WRITTEN EXERCISE: Would you extract the whole listing below and retype it exactly?

SUPPLIED MATERIAL:
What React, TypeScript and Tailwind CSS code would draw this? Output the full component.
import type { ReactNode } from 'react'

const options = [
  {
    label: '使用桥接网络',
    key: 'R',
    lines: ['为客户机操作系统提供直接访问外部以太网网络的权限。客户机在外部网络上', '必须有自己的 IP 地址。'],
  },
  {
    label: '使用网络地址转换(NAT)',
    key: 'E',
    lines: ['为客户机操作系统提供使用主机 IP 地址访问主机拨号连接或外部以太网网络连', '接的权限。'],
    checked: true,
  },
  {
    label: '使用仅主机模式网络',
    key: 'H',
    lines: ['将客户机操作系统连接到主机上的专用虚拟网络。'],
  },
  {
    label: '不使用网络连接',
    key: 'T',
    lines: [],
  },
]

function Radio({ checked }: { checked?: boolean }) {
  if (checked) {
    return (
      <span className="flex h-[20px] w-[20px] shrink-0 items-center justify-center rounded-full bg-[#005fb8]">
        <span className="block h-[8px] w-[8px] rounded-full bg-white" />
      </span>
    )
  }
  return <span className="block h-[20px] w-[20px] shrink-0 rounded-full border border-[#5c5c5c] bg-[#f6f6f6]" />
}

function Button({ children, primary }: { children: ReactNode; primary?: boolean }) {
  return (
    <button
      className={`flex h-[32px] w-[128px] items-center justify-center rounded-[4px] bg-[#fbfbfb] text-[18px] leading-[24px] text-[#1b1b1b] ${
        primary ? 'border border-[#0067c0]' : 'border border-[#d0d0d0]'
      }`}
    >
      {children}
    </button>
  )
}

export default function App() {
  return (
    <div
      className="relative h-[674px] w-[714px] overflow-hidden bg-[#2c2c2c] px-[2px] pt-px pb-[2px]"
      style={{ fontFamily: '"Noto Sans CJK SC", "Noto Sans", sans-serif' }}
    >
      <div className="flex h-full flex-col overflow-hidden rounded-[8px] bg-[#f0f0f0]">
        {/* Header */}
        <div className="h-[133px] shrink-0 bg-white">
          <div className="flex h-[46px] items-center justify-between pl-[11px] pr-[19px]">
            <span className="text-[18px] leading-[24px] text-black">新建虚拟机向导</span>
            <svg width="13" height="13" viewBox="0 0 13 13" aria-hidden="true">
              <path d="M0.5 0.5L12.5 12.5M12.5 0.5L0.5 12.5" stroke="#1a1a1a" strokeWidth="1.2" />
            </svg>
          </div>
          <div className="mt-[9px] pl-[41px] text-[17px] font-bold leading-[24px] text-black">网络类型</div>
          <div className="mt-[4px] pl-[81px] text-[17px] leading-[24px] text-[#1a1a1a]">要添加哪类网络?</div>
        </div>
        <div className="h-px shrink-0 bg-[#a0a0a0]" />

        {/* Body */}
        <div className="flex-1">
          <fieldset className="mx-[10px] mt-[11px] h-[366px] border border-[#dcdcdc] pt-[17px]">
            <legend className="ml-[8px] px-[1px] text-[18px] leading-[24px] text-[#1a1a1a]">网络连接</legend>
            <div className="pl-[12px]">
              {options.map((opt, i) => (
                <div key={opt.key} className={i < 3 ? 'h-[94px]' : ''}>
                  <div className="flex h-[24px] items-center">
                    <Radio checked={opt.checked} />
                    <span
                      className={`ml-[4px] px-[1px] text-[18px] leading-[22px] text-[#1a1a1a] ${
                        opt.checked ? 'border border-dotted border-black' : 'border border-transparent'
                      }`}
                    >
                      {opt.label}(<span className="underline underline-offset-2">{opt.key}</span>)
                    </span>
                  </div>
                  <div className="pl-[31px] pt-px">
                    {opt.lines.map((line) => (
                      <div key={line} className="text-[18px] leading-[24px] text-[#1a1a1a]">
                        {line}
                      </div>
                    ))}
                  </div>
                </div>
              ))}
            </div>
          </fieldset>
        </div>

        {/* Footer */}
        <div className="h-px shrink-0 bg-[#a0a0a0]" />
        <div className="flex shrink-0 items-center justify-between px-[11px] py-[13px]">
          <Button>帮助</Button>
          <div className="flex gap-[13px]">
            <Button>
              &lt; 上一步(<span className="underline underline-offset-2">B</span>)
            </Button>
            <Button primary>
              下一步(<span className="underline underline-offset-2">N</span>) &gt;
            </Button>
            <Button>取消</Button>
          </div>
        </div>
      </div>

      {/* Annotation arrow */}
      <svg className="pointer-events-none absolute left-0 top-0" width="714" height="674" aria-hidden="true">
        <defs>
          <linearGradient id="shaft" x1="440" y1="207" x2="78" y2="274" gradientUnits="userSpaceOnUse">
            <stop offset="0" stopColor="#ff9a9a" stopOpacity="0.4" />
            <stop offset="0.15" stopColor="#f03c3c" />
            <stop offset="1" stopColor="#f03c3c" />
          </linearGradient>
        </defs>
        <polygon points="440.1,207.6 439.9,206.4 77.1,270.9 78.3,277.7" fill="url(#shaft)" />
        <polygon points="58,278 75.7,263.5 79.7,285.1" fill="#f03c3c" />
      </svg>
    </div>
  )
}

EXERCISE SOLUTION:
What React, TypeScript and Tailwind CSS code would draw this? Output the full component.
import type { ReactNode } from 'react'

const options = [
  {
    label: '使用桥接网络',
    key: 'R',
    lines: ['为客户机操作系统提供直接访问外部以太网网络的权限。客户机在外部网络上', '必须有自己的 IP 地址。'],
  },
  {
    label: '使用网络地址转换(NAT)',
    key: 'E',
    lines: ['为客户机操作系统提供使用主机 IP 地址访问主机拨号连接或外部以太网网络连', '接的权限。'],
    checked: true,
  },
  {
    label: '使用仅主机模式网络',
    key: 'H',
    lines: ['将客户机操作系统连接到主机上的专用虚拟网络。'],
  },
  {
    label: '不使用网络连接',
    key: 'T',
    lines: [],
  },
]

function Radio({ checked }: { checked?: boolean }) {
  if (checked) {
    return (
      <span className="flex h-[20px] w-[20px] shrink-0 items-center justify-center rounded-full bg-[#005fb8]">
        <span className="block h-[8px] w-[8px] rounded-full bg-white" />
      </span>
    )
  }
  return <span className="block h-[20px] w-[20px] shrink-0 rounded-full border border-[#5c5c5c] bg-[#f6f6f6]" />
}

function Button({ children, primary }: { children: ReactNode; primary?: boolean }) {
  return (
    <button
      className={`flex h-[32px] w-[128px] items-center justify-center rounded-[4px] bg-[#fbfbfb] text-[18px] leading-[24px] text-[#1b1b1b] ${
        primary ? 'border border-[#0067c0]' : 'border border-[#d0d0d0]'
      }`}
    >
      {children}
    </button>
  )
}

export default function App() {
  return (
    <div
      className="relative h-[674px] w-[714px] overflow-hidden bg-[#2c2c2c] px-[2px] pt-px pb-[2px]"
      style={{ fontFamily: '"Noto Sans CJK SC", "Noto Sans", sans-serif' }}
    >
      <div className="flex h-full flex-col overflow-hidden rounded-[8px] bg-[#f0f0f0]">
        {/* Header */}
        <div className="h-[133px] shrink-0 bg-white">
          <div className="flex h-[46px] items-center justify-between pl-[11px] pr-[19px]">
            <span className="text-[18px] leading-[24px] text-black">新建虚拟机向导</span>
            <svg width="13" height="13" viewBox="0 0 13 13" aria-hidden="true">
              <path d="M0.5 0.5L12.5 12.5M12.5 0.5L0.5 12.5" stroke="#1a1a1a" strokeWidth="1.2" />
            </svg>
          </div>
          <div className="mt-[9px] pl-[41px] text-[17px] font-bold leading-[24px] text-black">网络类型</div>
          <div className="mt-[4px] pl-[81px] text-[17px] leading-[24px] text-[#1a1a1a]">要添加哪类网络?</div>
        </div>
        <div className="h-px shrink-0 bg-[#a0a0a0]" />

        {/* Body */}
        <div className="flex-1">
          <fieldset className="mx-[10px] mt-[11px] h-[366px] border border-[#dcdcdc] pt-[17px]">
            <legend className="ml-[8px] px-[1px] text-[18px] leading-[24px] text-[#1a1a1a]">网络连接</legend>
            <div className="pl-[12px]">
              {options.map((opt, i) => (
                <div key={opt.key} className={i < 3 ? 'h-[94px]' : ''}>
                  <div className="flex h-[24px] items-center">
                    <Radio checked={opt.checked} />
                    <span
                      className={`ml-[4px] px-[1px] text-[18px] leading-[22px] text-[#1a1a1a] ${
                        opt.checked ? 'border border-dotted border-black' : 'border border-transparent'
                      }`}
                    >
                      {opt.label}(<span className="underline underline-offset-2">{opt.key}</span>)
                    </span>
                  </div>
                  <div className="pl-[31px] pt-px">
                    {opt.lines.map((line) => (
                      <div key={line} className="text-[18px] leading-[24px] text-[#1a1a1a]">
                        {line}
                      </div>
                    ))}
                  </div>
                </div>
              ))}
            </div>
          </fieldset>
        </div>

        {/* Footer */}
        <div className="h-px shrink-0 bg-[#a0a0a0]" />
        <div className="flex shrink-0 items-center justify-between px-[11px] py-[13px]">
          <Button>帮助</Button>
          <div className="flex gap-[13px]">
            <Button>
              &lt; 上一步(<span className="underline underline-offset-2">B</span>)
            </Button>
            <Button primary>
              下一步(<span className="underline underline-offset-2">N</span>) &gt;
            </Button>
            <Button>取消</Button>
          </div>
        </div>
      </div>

      {/* Annotation arrow */}
      <svg className="pointer-events-none absolute left-0 top-0" width="714" height="674" aria-hidden="true">
        <defs>
          <linearGradient id="shaft" x1="440" y1="207" x2="78" y2="274" gradientUnits="userSpaceOnUse">
            <stop offset="0" stopColor="#ff9a9a" stopOpacity="0.4" />
            <stop offset="0.15" stopColor="#f03c3c" />
            <stop offset="1" stopColor="#f03c3c" />
          </linearGradient>
        </defs>
        <polygon points="440.1,207.6 439.9,206.4 77.1,270.9 78.3,277.7" fill="url(#shaft)" />
        <polygon points="58,278 75.7,263.5 79.7,285.1" fill="#f03c3c" />
      </svg>
    </div>
  )
}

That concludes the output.